#### TASK:
Give the data below again exactly as it stands. Omit the pictures.

─── INFORMATION PROVIDED ───

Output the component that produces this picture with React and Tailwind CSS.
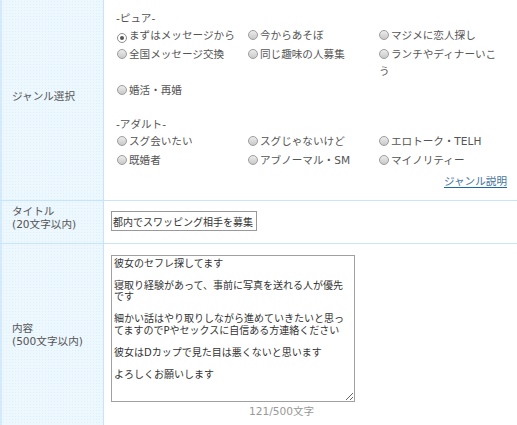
const pure = [
  ['まずはメッセージから', true],
  ['今からあそぼ'],
  ['マジメに恋人探し'],
  ['全国メッセージ交換'],
  ['同じ趣味の人募集'],
  ['ランチやディナーいこう'],
  ['婚活・再婚'],
];

const adult = [
  ['スグ会いたい'],
  ['スグじゃないけど'],
  ['エロトーク・TELH'],
  ['既婚者'],
  ['アブノーマル・SM'],
  ['マイノリティー'],
];

const body = `彼女のセフレ探してます

寝取り経験があって、事前に写真を送れる人が優先です

細かい話はやり取りしながら進めていきたいと思ってますのでPやセックスに自信ある方連絡ください

彼女はDカップで見た目は悪くないと思います

よろしくお願いします`;

function Radio({ checked }) {
  if (checked) {
    return (
      <span className="inline-flex items-center justify-center w-[10px] h-[10px] mr-[2px] align-[-1px] rounded-full border border-[#8d8d8d] bg-white">
        <span className="w-[4px] h-[4px] rounded-full bg-[#555]" />
      </span>
    );
  }
  return (
    <span className="inline-block w-[10px] h-[10px] mr-[2px] align-[-1px] rounded-full border border-[#9c9c9c] bg-linear-to-b from-[#ececec] to-[#c9c9c9]" />
  );
}

function Group({ title, items, className }) {
  return (
    <div className={className}>
      <div className="leading-[17px]">{title}</div>
      <div className="flex flex-wrap">
        {items.map(([label, checked]) => (
          <div key={label} className="w-[131px] pl-[1px] pr-[6px] mb-[2px] leading-[17px]">
            <Radio checked={checked} />
            {label}
          </div>
        ))}
      </div>
    </div>
  );
}

function Label({ children }) {
  return (
    <div className="w-[104px] shrink-0 flex items-center pl-[10px] pb-2 border-l-2 border-r border-l-[#d3eafa] border-r-[#c6e4fa] bg-[#edf7fe] bg-[radial-gradient(circle,#deeefa_0.6px,transparent_0.8px)] bg-size-[3px_3px] leading-[13px]">
      <div>{children}</div>
    </div>
  );
}

export default function App() {
  return (
    <div className="w-[517px] h-[425px] overflow-hidden bg-white text-[10.6px] text-[#555] font-['DejaVu_Sans','Noto_Sans_CJK_JP',sans-serif]">
      <div className="flex h-[201px] border-b border-[#c6e4fa]">
        <Label>ジャンル選択</Label>
        <div className="flex-1 pl-[12px] pr-[4px] pt-[10px]">
          <Group title="-ピュア-" items={pure} />
          <Group title="-アダルト-" items={adult} className="mt-[15px]" />
          <div className="mt-[2px] mr-[6px] text-right leading-[17px]">
            <a href="#" className="text-[#44749c] underline decoration-[#1c6aa3] underline-offset-2">ジャンル説明</a>
          </div>
        </div>
      </div>

      <div className="flex h-[43px] border-b border-[#c6e4fa]">
        <Label>
          タイトル
          <br />
          (20文字以内)
        </Label>
        <div className="flex-1 pl-[7px] pt-[10px]">
          <input
            readOnly
            value="都内でスワッピング相手を募集します"
            className="block w-[146px] h-[20px] px-[1px] border border-[#999] text-[10px] text-[#333] outline-none"
          />
        </div>
      </div>

      <div className="flex h-[190px]">
        <Label>
          内容
          <br />
          (500文字以内)
        </Label>
        <div className="flex-1 pl-[7px] pt-[11px]">
          <textarea
            readOnly
            value={body}
            className="block w-[244px] h-[147px] px-[2px] py-[2px] border border-[#a0a0a0] text-[10px] leading-[11.1px] text-[#333] outline-none"
          />
          <div className="ml-[138px] mt-[1px] leading-[17px] text-[#999]">121/500文字</div>
        </div>
      </div>
    </div>
  );
}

───

#### WRITTEN RESPONSE:
Output the component that produces this picture with React and Tailwind CSS.
const pure = [
  ['まずはメッセージから', true],
  ['今からあそぼ'],
  ['マジメに恋人探し'],
  ['全国メッセージ交換'],
  ['同じ趣味の人募集'],
  ['ランチやディナーいこう'],
  ['婚活・再婚'],
];

const adult = [
  ['スグ会いたい'],
  ['スグじゃないけど'],
  ['エロトーク・TELH'],
  ['既婚者'],
  ['アブノーマル・SM'],
  ['マイノリティー'],
];

const body = `彼女のセフレ探してます

寝取り経験があって、事前に写真を送れる人が優先です

細かい話はやり取りしながら進めていきたいと思ってますのでPやセックスに自信ある方連絡ください

彼女はDカップで見た目は悪くないと思います

よろしくお願いします`;

function Radio({ checked }) {
  if (checked) {
    return (
      <span className="inline-flex items-center justify-center w-[10px] h-[10px] mr-[2px] align-[-1px] rounded-full border border-[#8d8d8d] bg-white">
        <span className="w-[4px] h-[4px] rounded-full bg-[#555]" />
      </span>
    );
  }
  return (
    <span className="inline-block w-[10px] h-[10px] mr-[2px] align-[-1px] rounded-full border border-[#9c9c9c] bg-linear-to-b from-[#ececec] to-[#c9c9c9]" />
  );
}

function Group({ title, items, className }) {
  return (
    <div className={className}>
      <div className="leading-[17px]">{title}</div>
      <div className="flex flex-wrap">
        {items.map(([label, checked]) => (
          <div key={label} className="w-[131px] pl-[1px] pr-[6px] mb-[2px] leading-[17px]">
            <Radio checked={checked} />
            {label}
          </div>
        ))}
      </div>
    </div>
  );
}

function Label({ children }) {
  return (
    <div className="w-[104px] shrink-0 flex items-center pl-[10px] pb-2 border-l-2 border-r border-l-[#d3eafa] border-r-[#c6e4fa] bg-[#edf7fe] bg-[radial-gradient(circle,#deeefa_0.6px,transparent_0.8px)] bg-size-[3px_3px] leading-[13px]">
      <div>{children}</div>
    </div>
  );
}

export default function App() {
  return (
    <div className="w-[517px] h-[425px] overflow-hidden bg-white text-[10.6px] text-[#555] font-['DejaVu_Sans','Noto_Sans_CJK_JP',sans-serif]">
      <div className="flex h-[201px] border-b border-[#c6e4fa]">
        <Label>ジャンル選択</Label>
        <div className="flex-1 pl-[12px] pr-[4px] pt-[10px]">
          <Group title="-ピュア-" items={pure} />
          <Group title="-アダルト-" items={adult} className="mt-[15px]" />
          <div className="mt-[2px] mr-[6px] text-right leading-[17px]">
            <a href="#" className="text-[#44749c] underline decoration-[#1c6aa3] underline-offset-2">ジャンル説明</a>
          </div>
        </div>
      </div>

      <div className="flex h-[43px] border-b border-[#c6e4fa]">
        <Label>
          タイトル
          <br />
          (20文字以内)
        </Label>
        <div className="flex-1 pl-[7px] pt-[10px]">
          <input
            readOnly
            value="都内でスワッピング相手を募集します"
            className="block w-[146px] h-[20px] px-[1px] border border-[#999] text-[10px] text-[#333] outline-none"
          />
        </div>
      </div>

      <div className="flex h-[190px]">
        <Label>
          内容
          <br />
          (500文字以内)
        </Label>
        <div className="flex-1 pl-[7px] pt-[11px]">
          <textarea
            readOnly
            value={body}
            className="block w-[244px] h-[147px] px-[2px] py-[2px] border border-[#a0a0a0] text-[10px] leading-[11.1px] text-[#333] outline-none"
          />
          <div className="ml-[138px] mt-[1px] leading-[17px] text-[#999]">121/500文字</div>
        </div>
      </div>
    </div>
  );
}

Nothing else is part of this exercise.